Implications for us today
The Christian life is, by definition, a Spirit-generated and Spirit-empowered life; there is no other kind of life. Christian ministry is done in and by the Spirit; there is no other sort of ministry.
This leads to some profound implications.
We remain humble because we do not ‘achieve’ anything. We may be planning on planting a new church or we may have been pastoring one for 40 years but we will know that any and all growth is from God by his Spirit. Looking forward we will speak of our need for him to work; looking backwards we will speak of gratitude for his work.
And so we have great reason to remain humble. The Puritan minister Richard Baxter, through whom God achieved much, spoke of himself as a ‘pen in God’s hand’. And so he asked, ‘What praise is due a pen?’ You don’t praise the ‘pen’ you praise the writer. We are what we are in our own life through the work of the Spirit; we will achieve whatever we achieve in ministry through the work of the Spirit, and so we remain humble. All the praise goes to him.
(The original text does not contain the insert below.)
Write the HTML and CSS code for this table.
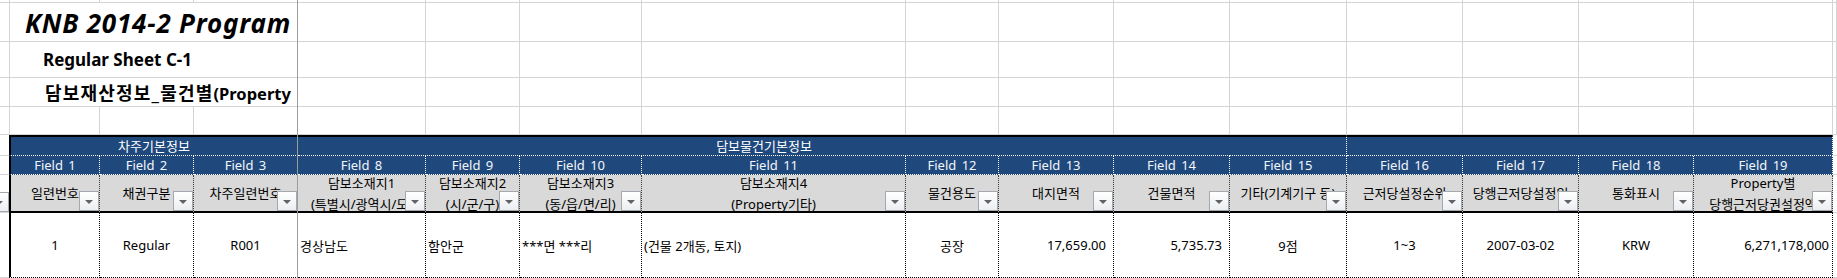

We remain dependent on God to work by his Spirit because there is no growth without him. There is no true growth in our own life without the gracious work of the Spirit enlightening us and strengthening us. There is no ministry of value we do without the Spirit gifting us and working through us.
Hence we are dependent on the Spirit. That dependence feeds into our humility, will flow out into thankfulness for whatever is achieved, but will be seen most clearly in prayer. A church which takes the work of the Spirit seriously, prays seriously. We are so keenly aware of our own impotence to bring people to faith and our inability to grow people in the faith (including ourselves) that we cry out to God to be at work.
The work of the Spirit will also make us very confident. We cannot convince people of their need of Jesus or make them see him clearly – but the Spirit can. We cannot create unity in the church or grow people in godliness – but the Spirit can. As we see churches grow we are confident because of the work the Spirit. As we struggle on in ministry and wrestle with issues in church life, we remain confident because of the work of the Spirit. It is a strange sort of confidence because in our culture we only really know of confidence that arises from within us. But here the source of confidence is outside of us; it is because we believe in him. But that outwardly placed confidence in the person and work of Spirit means we can be confident in ourselves and our work – because he is at work in us and through us.
The supernatural ordinary work of the Spirit will be seen in humble, dependent confidence in ministry.